La pronuncia della Corte Costituzionale
Claudia Moretti
Quel che non puo' il Parlamento puo' la giustizia costituzionale. Difficile ammetterlo, ma ad oggi le piu' importanti evoluzioni normative pare che avvengano, come nei Paesi di common law, a colpi di sentenze (si pensi al caso Welby o al caso Englaro). Questa volta e' un cittadino albanese di Prato che ha fatto fare un passo in avanti al nostro ordinamento giuridico, facendo si' che fosse espunta una disparita' di trattamento fra stranieri regolarmente residenti e italiani in merito all'ottenimento di benefici assistenziali. La Corte Costituzionale, infatti, sollecitata dal Tribunale di Prato, con sentenza n. 11 del 23 gennaio 2009, ha dichiarato l’illegittimita' costituzionale dell’art. 88 della legge n. 388/2000 e dell’art. 9, comma 1, del D.L.vo 286/98, nella parte in cui escludono la pensione di inabilita' per gli stranieri non in possesso dei requisiti reddituali necessari per la carta di soggiorno.

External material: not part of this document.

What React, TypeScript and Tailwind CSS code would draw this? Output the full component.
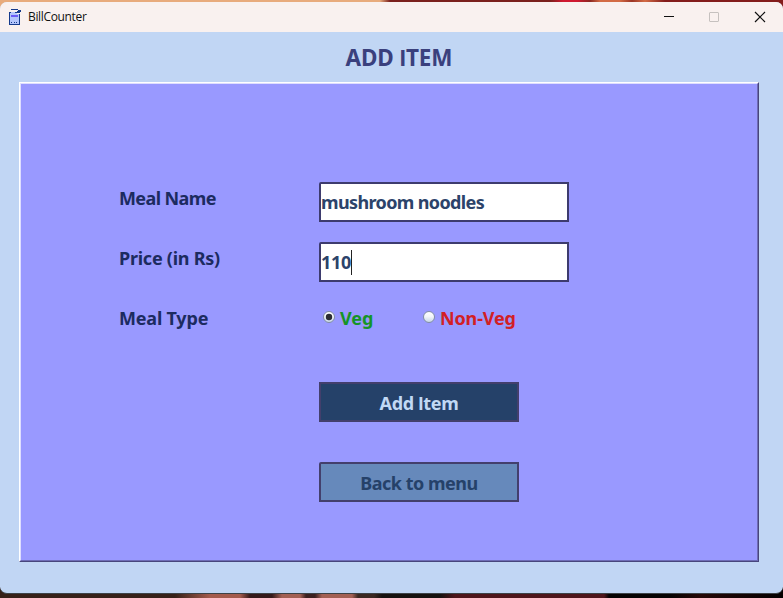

La normativa, oggi dunque riformata perche' incostituzionale, prevedeva che solo i titolari di carta di soggiorno (oggi permesso CE per soggiornanti di lungo periodo) potessero accedere ad alcuni benefici del nostro Stato sociale. Per l'ottenimento del titolo in questione, lo sanno bene gli stranieri, occorrono una cospicua serie di requisiti, fra cui il reddito annuo non inferiore ad una certa somma, l'idoneita' alloggiativa, il contratto a tempo indeterminato e cosi' via. Bene, subordinare gli emolumenti assistenziali in questione (che ovviamente hanno la funzione integrativa del reddito proprio per coloro che ne sono bisognosi), e' un evidente paradosso, tanto piu' se il motivo per cui non si ottiene la carta di soggiorno e' proprio la mancanza del reddito sufficiente!
E cosi', secondo il Giudice del Tribunale di Prato, e secondo la Corte Costituzionale, tale normativa creava una disparita' di trattamento tra stranieri e cittadini riguardo all'attribuzione delle suddette prestazioni assistenziali, laddove tra cittadini e stranieri legalmente soggiornanti in Italia vige il principio di eguaglianza.
E' una sentenza, o meglio una riforma (attesa l'efficacia abrogativa erga omnes delle pronunce di incostituzionalita'), destinata ad alimentare le polemiche sulla questione immigratoria. Non e' un segreto che diffusa nella collettivita', ma anche nelle alte sfere, una delle ragioni piu' tenaci contro l'afflusso di immigrati e' proprio questa, la questione sociale. Dietro alla diatriba “sicurezza si', sicurezza no”, in verita' si nascondono ragioni economiche di grande portata, fra cui il generale abbassamento del tenore di vita e l'impoverimento della popolazione dovuto alla crescita numerica delle famiglie straniere spesso disagiate e, al loro interno, numerose, nonche' l'impatto, insostenibile per lo Stato sociale, dell'afflusso massiccio di persone bisognose. Rimane aperta, dunque, e irrisolta, la contraddizione fra l'esigenza di manodopera e il protezionismo socio-assistenziale italiano. La soluzione per adesso praticata dai Governi e' rimasta la medesima negli anni: la clandestinita'. Chi e' clandestino lavora al nero, e, se e' vero che non paga tasse, e' pur vero che non costa allo Stato e manda avanti comunque l'economia (meta' degli operai nelle fabbriche venete sono stranieri), basta solo chiudere un occhio e gridare alla “sicurezza nazionale”.
Quando pero' un cittadino regolarmente presente sul territorio decide di sfidare la legge per porre la questione dell'uguaglianza sociale fra chi regolarmente risiede in Italia e chi e' cittadino italiano, accade a volte che il diritto all'uguaglianza prevalga sulla convenienza politica. Infondo, questo il monito di Giovanni Maria Flick (presidente della Consulta) al legislatore degli ultimi giorni, con cui avverte sui pericoli di una discriminazione “legalizzata””
Infondo, la separazione dei poteri, anche se in Italia non sempre funziona, serve proprio a questo, a “salvare” il diritto dall'interesse.